You can discuss what the best strategy is [binary search]. One you have a completed table (4 or 5 entries), you can start to look for a pattern. It there a general formula for a polygon. Also getting pupils to pretend to be the turtle can help, or teacher is turtle. In ether case another pupil is the instructor, that tells turtle to move and turn. While doing this they gain a deeper understanding of how the code works.

I'm afraid my answer here will suggest that you completely revamp how you teach.

The sort of problems that result in issues like this, seem to me to be problems that treat the computer as a fancy calculator. Problems given to students are of the "math-y" type. Some require tricky thinking, of course, but they are unlike the sorts of problems that people in the real world write programs to solve.

My suggestion, is to, instead, use simulation as the basis of your teaching. There are many ways to do this, but one of the best and easiest to introduce is the Greenfoot system. It provides both an IDE (for Java) and a simulation framework.

There is also an organization for users, Greenroom, who contribute simulation frameworks that you can start with and modify. There are hundreds of such simulations, some with teaching materials, even videos. Note that the Greenroom is a membership site. You will need to join.

Here are a few examples. I have used some of them, but not all.

Create Flappy Bird Game

Fuel Depot Question from APCS-A

Greeps - A Programming Competition One of the originals.

Karel J Robot meets Greenfoot A robot simulation - from the book.

2d Platformer Similar to Mario.

There are hundreds more, both at the main Greenfoot site and the Greenroom. Only the Greenroom requires (free) membership. With these sorts of frameworks and the programming that it involves, the problem you discuss simply won't arise.

It has been noted that I often promote Greenfoot. I'm not affiliated with the site or its developers, nor have I ever been. I know some of the developers and I have produced materials for use with Greenfoot. I also occasionally submit bug reports and feature requests to the site.

But Greenfoot aligns well with my general teaching philosophy and makes Object-Oriented Programming easy to teach to novices in an interesting and engaging way.

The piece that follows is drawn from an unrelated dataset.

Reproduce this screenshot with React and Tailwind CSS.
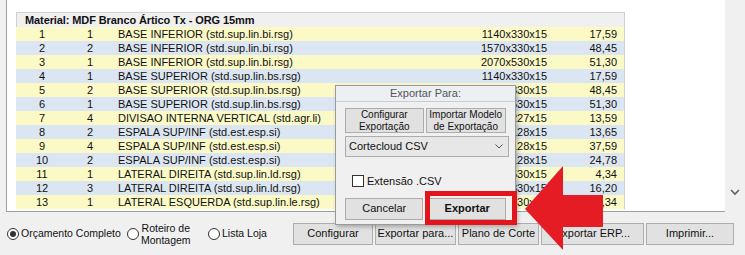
import React from "react";

const rows = [
  ["1", "1", "BASE INFERIOR (std.sup.lin.bi.rsg)", "1140x330x15", "17,59"],
  ["2", "2", "BASE INFERIOR (std.sup.lin.bi.rsg)", "1570x330x15", "48,45"],
  ["3", "1", "BASE INFERIOR (std.sup.lin.bi.rsg)", "2070x530x15", "51,30"],
  ["4", "1", "BASE SUPERIOR (std.sup.lin.bs.rsg)", "1140x330x15", "17,59"],
  ["5", "2", "BASE SUPERIOR (std.sup.lin.bs.rsg)", "1570x330x15", "48,45"],
  ["6", "1", "BASE SUPERIOR (std.sup.lin.bs.rsg)", "2070x530x15", "51,30"],
  ["7", "4", "DIVISAO INTERNA VERTICAL (std.agr.li)", "500x227x15", "13,59"],
  ["8", "2", "ESPALA SUP/INF (std.est.esp.si)", "1066x128x15", "13,65"],
  ["9", "4", "ESPALA SUP/INF (std.est.esp.si)", "1466x128x15", "37,59"],
  ["10", "2", "ESPALA SUP/INF (std.est.esp.si)", "1966x128x15", "24,78"],
  ["11", "1", "LATERAL DIREITA (std.sup.lin.ld.rsg)", "450x530x15", "4,34"],
  ["12", "3", "LATERAL DIREITA (std.sup.lin.ld.rsg)", "450x330x15", "16,20"],
  ["13", "1", "LATERAL ESQUERDA (std.sup.lin.le.rsg)", "450x530x15", "4,34"],
];

function Radio({ checked }) {
  return (
    <span className="w-[12px] h-[12px] rounded-full border border-[#333] bg-white flex items-center justify-center shrink-0">
      {checked && <span className="w-[6px] h-[6px] rounded-full bg-[#333]" />}
    </span>
  );
}

function Btn({ children, className = "" }) {
  return (
    <div className={"h-[22px] bg-[#e1e1e1] border border-[#adadad] flex items-center justify-center text-[#111] whitespace-nowrap " + className}>
      {children}
    </div>
  );
}

export default function App() {
  return (
    <div className="w-[745px] h-[255px] bg-[#f0f0f0] relative overflow-hidden text-[11px] text-[#111]" style={{ fontFamily: '"Liberation Sans", Arial, sans-serif' }}>
      <div className="flex h-[212px]">
        <div className="ml-[6px] w-[719px] bg-white border-l border-b border-[#a0a0a0] pt-[12px] pl-[9px]">
          <div className="w-[609px] border-r border-[#d0d0d0]">
            <div className="h-[15px] bg-[#f0f0f0] border-t border-l border-[#d0d0d0] pl-[8px] font-bold leading-[14px] text-[#111] tracking-[-0.1px]">
              Material: MDF Branco Ártico Tx - ORG 15mm
            </div>
            {rows.map((r, i) => (
              <div key={i} className={"flex h-[14px] leading-[14px] " + (i % 2 === 0 ? "bg-[#fbf9c6]" : "bg-[#dce6f2]")}>
                <div className="w-[52px] text-center">{r[0]}</div>
                <div className="w-[44px] text-center">{r[1]}</div>
                <div className="flex-1 pl-[6px] whitespace-nowrap">{r[2]}</div>
                <div className="w-[100px] text-right">{r[3]}</div>
                <div className="w-[77px] text-right pr-[7px]">{r[4]}</div>
              </div>
            ))}
          </div>
        </div>
        <div className="w-[20px] flex flex-col justify-end items-center pb-[16px]">
          <svg width="10" height="7" viewBox="0 0 10 7">
            <path d="M1 1 L5 5 L9 1" fill="none" stroke="#606060" strokeWidth="1.6" />
          </svg>
        </div>
      </div>

      <div className="flex items-center h-[43px] pl-[7px] text-[10.5px]">
        <div className="flex items-center gap-[2px] w-[120px]">
          <Radio checked />
          <span className="whitespace-nowrap">Orçamento Completo</span>
        </div>
        <div className="flex items-center gap-[2px] w-[81px]">
          <Radio />
          <span className="leading-[12px] text-center">Roteiro de<br />Montagem</span>
        </div>
        <div className="flex items-center gap-[2px] w-[85px]">
          <Radio />
          <span>Lista Loja</span>
        </div>
        <div className="flex gap-[2px] text-[11px]">
          <Btn className="w-[80px]">Configurar</Btn>
          <Btn className="w-[81px]">Exportar para...</Btn>
          <Btn className="w-[81px]">Plano de Corte</Btn>
          <Btn className="w-[103px]">Exportar ERP...</Btn>
          <Btn className="w-[88px]">Imprimir...</Btn>
        </div>
      </div>

      <div className="absolute left-[335px] top-[85px] w-[181px] h-[140px] bg-[#f0f0f0] border border-[#9a9a9a] shadow-[2px_2px_4px_rgba(0,0,0,0.25)]">
        <div className="h-[16px] bg-[#eceff4] border-b border-[#c8ccd4] flex items-center justify-center text-[#555]">
          Exportar Para:
        </div>
        <div className="px-[9px] pt-[6px]">
          <div className="flex gap-[2px] text-[10px]">
            <Btn className="w-[80px] h-[25px] leading-[12px] text-center">Configurar<br />Exportação</Btn>
            <Btn className="w-[82px] h-[25px] leading-[12px] text-center">Importar Modelo<br />de Exportação</Btn>
          </div>
          <div className="mt-[3px] h-[21px] w-[164px] bg-[#e7e7e7] border border-[#adadad] flex items-center justify-between pl-[3px] pr-[5px]">
            <span>Cortecloud CSV</span>
            <svg width="8" height="5" viewBox="0 0 8 5">
              <path d="M0.5 0.5 L4 4 L7.5 0.5" fill="none" stroke="#555" strokeWidth="1" />
            </svg>
          </div>
          <div className="mt-[16px] flex items-center gap-[3px] pl-[7px]">
            <span className="w-[12px] h-[12px] bg-white border border-[#333]" />
            <span>Extensão .CSV</span>
          </div>
          <div className="mt-[8px] flex gap-[5px]">
            <Btn className="w-[80px] h-[21px]">Cancelar</Btn>
            <Btn className="w-[79px] h-[21px] font-bold">Exportar</Btn>
          </div>
        </div>
        <div className="absolute left-[89px] top-[105px] w-[92px] h-[34px] border-[5px] border-[#e3141b]" />
      </div>

      <svg className="absolute left-[520px] top-[161px]" width="90" height="92" viewBox="0 0 90 92">
        <path d="M5 48 L43 5 L43 34 L83 34 L83 66 L43 66 L43 89 Z" fill="#e51c23" />
      </svg>
    </div>
  );
}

It's time for a little "code review." Have a student present his code in front of class and talk about how he made it work. Hey, this happens in the professional world. There is no time like the present to begin learning this vital skill.

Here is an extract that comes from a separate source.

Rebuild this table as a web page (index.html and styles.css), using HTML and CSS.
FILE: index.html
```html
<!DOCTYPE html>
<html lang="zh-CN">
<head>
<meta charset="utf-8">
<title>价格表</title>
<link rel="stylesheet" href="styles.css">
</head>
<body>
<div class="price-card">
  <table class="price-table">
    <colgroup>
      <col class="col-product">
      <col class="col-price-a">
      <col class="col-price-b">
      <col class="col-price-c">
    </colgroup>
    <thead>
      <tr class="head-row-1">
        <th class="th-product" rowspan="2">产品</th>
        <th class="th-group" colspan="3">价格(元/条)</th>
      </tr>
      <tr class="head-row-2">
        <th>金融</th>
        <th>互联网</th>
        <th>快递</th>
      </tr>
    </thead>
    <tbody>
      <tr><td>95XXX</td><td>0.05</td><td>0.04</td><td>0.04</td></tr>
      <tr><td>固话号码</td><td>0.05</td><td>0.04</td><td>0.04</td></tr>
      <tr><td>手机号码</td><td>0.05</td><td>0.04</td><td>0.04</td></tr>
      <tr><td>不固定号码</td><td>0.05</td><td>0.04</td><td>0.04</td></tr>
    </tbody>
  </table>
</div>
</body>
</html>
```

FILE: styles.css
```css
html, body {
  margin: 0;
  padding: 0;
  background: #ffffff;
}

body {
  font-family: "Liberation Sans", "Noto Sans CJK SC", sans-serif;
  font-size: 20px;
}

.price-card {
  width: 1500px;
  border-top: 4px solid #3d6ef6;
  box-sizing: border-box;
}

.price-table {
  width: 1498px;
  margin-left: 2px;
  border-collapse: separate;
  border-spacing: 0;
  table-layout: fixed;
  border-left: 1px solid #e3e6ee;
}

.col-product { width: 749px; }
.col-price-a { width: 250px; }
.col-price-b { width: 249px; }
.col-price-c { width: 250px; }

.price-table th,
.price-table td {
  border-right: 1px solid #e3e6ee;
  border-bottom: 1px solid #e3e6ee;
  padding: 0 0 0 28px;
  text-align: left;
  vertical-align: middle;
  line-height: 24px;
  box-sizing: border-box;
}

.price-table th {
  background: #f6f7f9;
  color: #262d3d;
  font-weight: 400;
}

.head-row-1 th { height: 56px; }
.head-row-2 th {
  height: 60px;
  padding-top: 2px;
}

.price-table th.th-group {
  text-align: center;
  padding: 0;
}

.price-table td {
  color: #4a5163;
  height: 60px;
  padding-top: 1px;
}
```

• @drewbenn - even if that was the case, id adds no value to someone's education to be forced to present his work in front of audience. And no, despite many claims of the opposite, you don't really do that when working as a programmer. – Davor Aug 25 '17 at 20:54
• @drewbenn - unfortunately cs academics drown out actual people from the industry here, so the answers you get are the same nonsense you get in the academic setting in the first place. "Democracy" has severe downsides. – Davor Aug 26 '17 at 20:54
• @davor Learning to present your ideas is an important skill. This often brings interesting discussion of design for programs that is both productive and useful. NCSSM has a nice environment; kids do not have anything to fear going in front of their peers. They are used to this. – ncmathsadist Aug 27 '17 at 1:04
• @ncmathsadist - brushing your teeth is also an important skill, but it still doesn't belong in CS curriculum. – Davor Aug 27 '17 at 9:44

I also encounter this issue (just encountered it yesterday in a lab exam). This is how I differentiate between someone who has done his work and just not been able to explain it and someone who has crammed/cheated:

1. Deleting some part of code and asking student to rewrite it
2. Asking student to modify a snippet of code
3. Explain this line

Usually Point 2 is enough to differentiate. Kindly ensure to let him/her sit calmly in order to not let nerves get hold of him/her - it works for me!

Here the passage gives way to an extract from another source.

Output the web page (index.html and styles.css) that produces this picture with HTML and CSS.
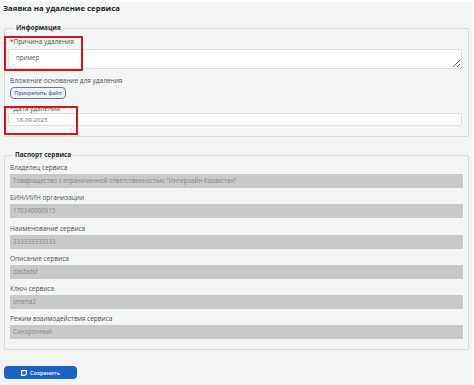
FILE: index.html
```html
<!DOCTYPE html>
<html lang="ru">
<head>
<meta charset="utf-8">
<title>Заявка на удаление сервиса</title>
<link rel="stylesheet" href="styles.css">
</head>
<body>
<div class="page">
  <h1 class="title">Заявка на удаление сервиса</h1>

  <fieldset class="group group-info">
    <legend class="legend">Информация</legend>
    <div class="field">
      <label class="label label-reason"><span class="req">*</span>Причина удаления</label>
      <textarea class="textarea">пример</textarea>
    </div>
    <div class="field field-attach">
      <label class="label">Вложение основание для удаления</label>
      <div class="attach-row"><button class="btn-attach" type="button">Прикрепить файл</button></div>
    </div>
    <div class="field field-date">
      <label class="label label-date"><span class="req">*</span>Дата удаления</label>
      <input class="input" type="text" value="18-09-2023">
    </div>
    <div class="mark mark-reason"></div>
    <div class="mark mark-date"></div>
  </fieldset>

  <fieldset class="group group-passport">
    <legend class="legend legend-passport">Паспорт сервиса</legend>
    <div class="pfield">
      <div class="label">Владелец сервиса</div>
      <div class="ro">Товарищество с ограниченной ответственностью "Интерлайн Казахстан"</div>
    </div>
    <div class="pfield">
      <div class="label">БИН/ИИН организации</div>
      <div class="ro">170340000915</div>
    </div>
    <div class="pfield">
      <div class="label">Наименование сервиса</div>
      <div class="ro">333333333333</div>
    </div>
    <div class="pfield">
      <div class="label">Описание сервиса</div>
      <div class="ro">dasfadsf</div>
    </div>
    <div class="pfield">
      <div class="label">Ключ сервиса</div>
      <div class="ro">smena2</div>
    </div>
    <div class="pfield">
      <div class="label">Режим взаимодействия сервиса</div>
      <div class="ro">Синхронный</div>
    </div>
  </fieldset>

  <button class="btn-save" type="button">
    <svg class="save-icon" width="6" height="6" viewBox="0 0 6 6" aria-hidden="true">
      <path d="M0.6 0.6 H5.4 V3.8 L3.8 5.4 H0.6 Z" fill="none" stroke="#fff" stroke-width="1.1"/>
    </svg>
    Сохранить
  </button>
</div>
</body>
</html>
```

FILE: styles.css
```css
html, body {
  margin: 0;
  padding: 0;
  background: #ffffff;
}

body {
  font-family: "Open Sans", "Noto Sans", sans-serif;
  color: #4a4a4a;
}

.page {
  width: 472px;
  height: 383px;
  margin-top: 2px;
  background: #f3f4f4;
  box-sizing: border-box;
  padding: 0 3px 0 3px;
  display: flex;
  flex-direction: column;
  align-items: stretch;
}

.title {
  margin: 0 0 10px 0;
  font-size: 7.8px;
  line-height: 12px;
  font-weight: 700;
  color: #1f1f1f;
}

.group {
  position: relative;
  margin: 0 0 0 1px;
  border: 1px solid #d9dbdb;
  border-radius: 2px;
  padding: 0 6px 10px 3px;
  background: #f4f5f5;
  min-width: 0;
}

.legend {
  font-size: 6.4px;
  line-height: 8px;
  font-weight: 700;
  color: #2a2a2a;
  padding: 0 2px;
  margin-left: 6px;
}

.legend-passport {
  margin-left: 3px;
}

.group-info {
  display: flex;
  flex-direction: column;
  padding-top: 6px;
  padding-bottom: 10px;
}

.field {
  display: flex;
  flex-direction: column;
}

.label {
  font-size: 6.5px;
  line-height: 8px;
  color: #505050;
  padding-left: 2px;
  white-space: nowrap;
}

.req {
  color: #d0121b;
}

.label-reason {
  margin-bottom: 3px;
}

.textarea {
  box-sizing: border-box;
  height: 20px;
  margin: 0;
  padding: 3px 7px;
  border: 1px solid #dcdcdc;
  border-radius: 1px;
  background: #ffffff;
  font-family: "Open Sans", "Noto Sans", sans-serif;
  font-size: 6.2px;
  line-height: 9px;
  color: #555;
  resize: vertical;
  overflow: hidden;
}

.field-attach {
  margin-top: 8px;
}

.attach-row {
  display: flex;
  margin-top: 2px;
  padding-left: 2px;
}

.btn-attach {
  box-sizing: border-box;
  width: 56px;
  height: 12px;
  padding: 0;
  border: 1px solid #6a7796;
  border-radius: 4px;
  background: #eef1f6;
  font-family: "Open Sans", "Noto Sans", sans-serif;
  font-size: 5.4px;
  line-height: 10px;
  color: #2e3f6a;
}

.field-date {
  margin-top: 6px;
}

.label-date {
  margin-bottom: 0;
}

.input {
  box-sizing: border-box;
  height: 13px;
  margin: 0;
  padding: 0 7px;
  border: 1px solid #dcdcdc;
  border-radius: 1px;
  background: #ffffff;
  font-family: "Open Sans", "Noto Sans", sans-serif;
  font-size: 6px;
  color: #666;
}

.mark {
  position: absolute;
  border: 2px solid #d9131e;
  box-sizing: border-box;
}

.mark-reason {
  left: -1px;
  top: 4px;
  width: 79px;
  height: 35px;
}

.mark-date {
  left: -1px;
  top: 74px;
  width: 74px;
  height: 29px;
}

.group-passport {
  margin-top: 14px;
  padding: 5px 5px 10px 5px;
  display: flex;
  flex-direction: column;
  gap: 6.3px;
}

.pfield {
  display: flex;
  flex-direction: column;
  gap: 2px;
}

.pfield .label {
  padding-left: 0;
}

.ro {
  height: 14px;
  box-sizing: border-box;
  padding: 0 3px;
  border-radius: 1px;
  background: #c8c9c9;
  font-size: 6.2px;
  line-height: 14px;
  color: #858585;
  white-space: nowrap;
  overflow: hidden;
}

.btn-save {
  align-self: flex-start;
  margin-top: 16px;
  margin-left: 1px;
  box-sizing: border-box;
  width: 73px;
  height: 13px;
  padding: 0;
  border: none;
  border-radius: 4px;
  background: #1b62c6;
  color: #ffffff;
  font-family: "Open Sans", "Noto Sans", sans-serif;
  font-size: 5.5px;
  font-weight: 600;
  display: flex;
  align-items: center;
  justify-content: center;
  gap: 3px;
}

.save-icon {
  display: block;
}
```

• I'm using the second point as the base for grading first-year computer science students. In the setting I usually teach, students prepare their solutions as a homework, so it's all too easy for them to just find a solution on the web; so they don't get a grade for just providing a solution that works. Most of their grade comes from implementing small modifications to their code (e.g. "Please change the order from ascending to descending" for an assignment on sorting) and bonus points for code clarity (if they can explain why; typical question is: "why is this identifier named this way?"). – liori Aug 25 '17 at 14:13
• I got a very clear example of #1 back when I was a lab assistant. This was in the era of floppy disks, on single drive machines backup meant a lot of swapping. The idiotic backup routine couldn't sense the wrong disk in the drive and someone not paying attention could easily copy the target directory over the source--deleting everything. I knew how to rebuild them and thus got a fair number of students crying for help. (Continued) – Loren Pechtel Aug 25 '17 at 21:06
• Everyone would freak when I sat them down in front of a binary dump of their data and asked them to identify it but after a bit of paging through it they would start recognizing pieces and I would build up the map I needed. One gal absolutely couldn't get it. Somehow it wasn't a surprise when later I found out she had copied everything. – Loren Pechtel Aug 25 '17 at 21:12

Isn't this what lab reports are for. Computer Science is a science and should come with some basic rigors. Copying some code and hacking away might get an output, but forcing students to do analysis, flow charts, etc will prove how much they really understand the process. Even simple things like writing a paragraph on the theory and another on the basic algorithm to solve the problem would go a long way.

Minimal: 'Provide a code solution', (does not necessarily need to be working).